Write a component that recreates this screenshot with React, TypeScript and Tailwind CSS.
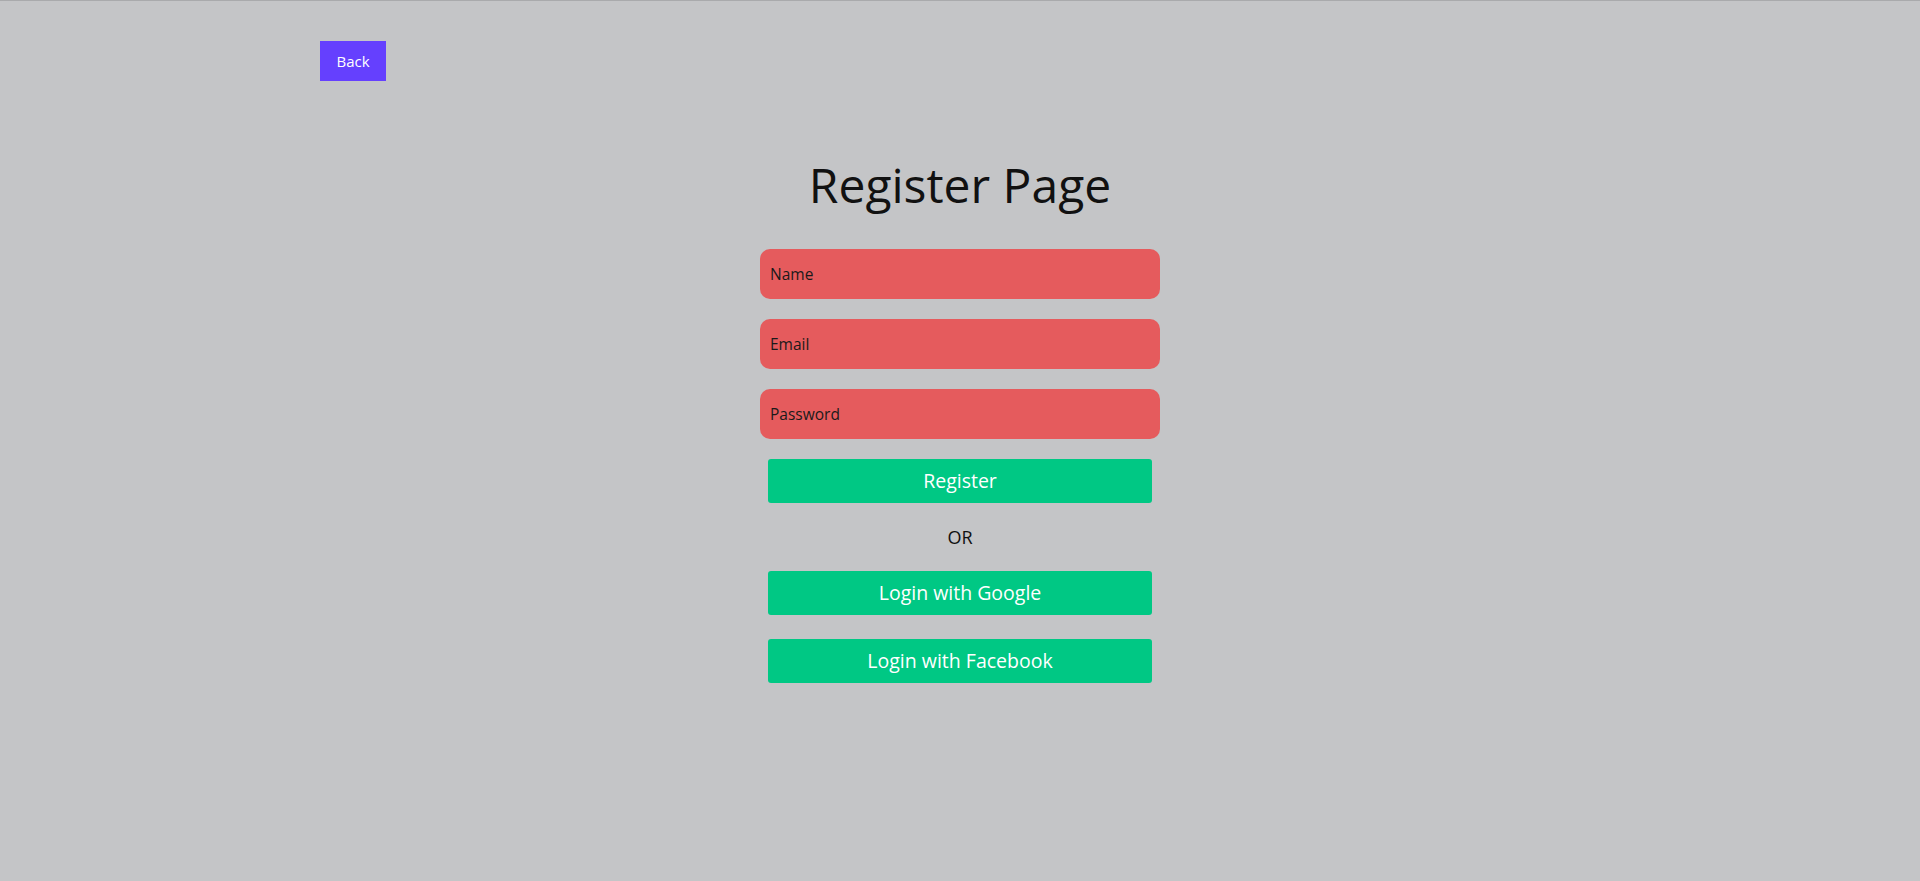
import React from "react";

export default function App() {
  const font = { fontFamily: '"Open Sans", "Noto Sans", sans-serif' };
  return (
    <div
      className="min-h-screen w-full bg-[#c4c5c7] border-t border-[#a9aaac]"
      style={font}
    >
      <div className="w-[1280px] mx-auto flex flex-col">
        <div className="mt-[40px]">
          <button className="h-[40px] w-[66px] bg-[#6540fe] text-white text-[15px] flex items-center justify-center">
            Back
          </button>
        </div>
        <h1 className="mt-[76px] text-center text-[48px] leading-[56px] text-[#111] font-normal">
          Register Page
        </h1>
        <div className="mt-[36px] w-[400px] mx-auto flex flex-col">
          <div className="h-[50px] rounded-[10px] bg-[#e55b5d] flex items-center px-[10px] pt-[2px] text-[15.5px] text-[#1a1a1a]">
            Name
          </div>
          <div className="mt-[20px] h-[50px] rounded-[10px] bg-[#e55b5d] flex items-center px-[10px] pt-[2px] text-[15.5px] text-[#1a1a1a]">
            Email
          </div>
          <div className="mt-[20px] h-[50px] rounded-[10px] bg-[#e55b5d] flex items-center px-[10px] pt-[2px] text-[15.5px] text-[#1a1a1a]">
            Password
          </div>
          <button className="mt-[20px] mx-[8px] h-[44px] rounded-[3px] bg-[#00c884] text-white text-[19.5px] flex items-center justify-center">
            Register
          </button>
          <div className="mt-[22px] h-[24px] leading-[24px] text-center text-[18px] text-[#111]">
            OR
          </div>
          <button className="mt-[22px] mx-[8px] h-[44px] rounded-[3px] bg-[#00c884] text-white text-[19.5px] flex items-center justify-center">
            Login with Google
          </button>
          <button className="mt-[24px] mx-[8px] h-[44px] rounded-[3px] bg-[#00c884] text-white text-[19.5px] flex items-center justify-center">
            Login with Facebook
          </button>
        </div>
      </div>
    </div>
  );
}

········

--- EXERCISE BRIEF ---
Repeat the material above verbatim. Leave the pictures behind.

--- RESULT OF THIS EXERCISE ---
Write a component that recreates this screenshot with React, TypeScript and Tailwind CSS.
import React from "react";

export default function App() {
  const font = { fontFamily: '"Open Sans", "Noto Sans", sans-serif' };
  return (
    <div
      className="min-h-screen w-full bg-[#c4c5c7] border-t border-[#a9aaac]"
      style={font}
    >
      <div className="w-[1280px] mx-auto flex flex-col">
        <div className="mt-[40px]">
          <button className="h-[40px] w-[66px] bg-[#6540fe] text-white text-[15px] flex items-center justify-center">
            Back
          </button>
        </div>
        <h1 className="mt-[76px] text-center text-[48px] leading-[56px] text-[#111] font-normal">
          Register Page
        </h1>
        <div className="mt-[36px] w-[400px] mx-auto flex flex-col">
          <div className="h-[50px] rounded-[10px] bg-[#e55b5d] flex items-center px-[10px] pt-[2px] text-[15.5px] text-[#1a1a1a]">
            Name
          </div>
          <div className="mt-[20px] h-[50px] rounded-[10px] bg-[#e55b5d] flex items-center px-[10px] pt-[2px] text-[15.5px] text-[#1a1a1a]">
            Email
          </div>
          <div className="mt-[20px] h-[50px] rounded-[10px] bg-[#e55b5d] flex items-center px-[10px] pt-[2px] text-[15.5px] text-[#1a1a1a]">
            Password
          </div>
          <button className="mt-[20px] mx-[8px] h-[44px] rounded-[3px] bg-[#00c884] text-white text-[19.5px] flex items-center justify-center">
            Register
          </button>
          <div className="mt-[22px] h-[24px] leading-[24px] text-center text-[18px] text-[#111]">
            OR
          </div>
          <button className="mt-[22px] mx-[8px] h-[44px] rounded-[3px] bg-[#00c884] text-white text-[19.5px] flex items-center justify-center">
            Login with Google
          </button>
          <button className="mt-[24px] mx-[8px] h-[44px] rounded-[3px] bg-[#00c884] text-white text-[19.5px] flex items-center justify-center">
            Login with Facebook
          </button>
        </div>
      </div>
    </div>
  );
}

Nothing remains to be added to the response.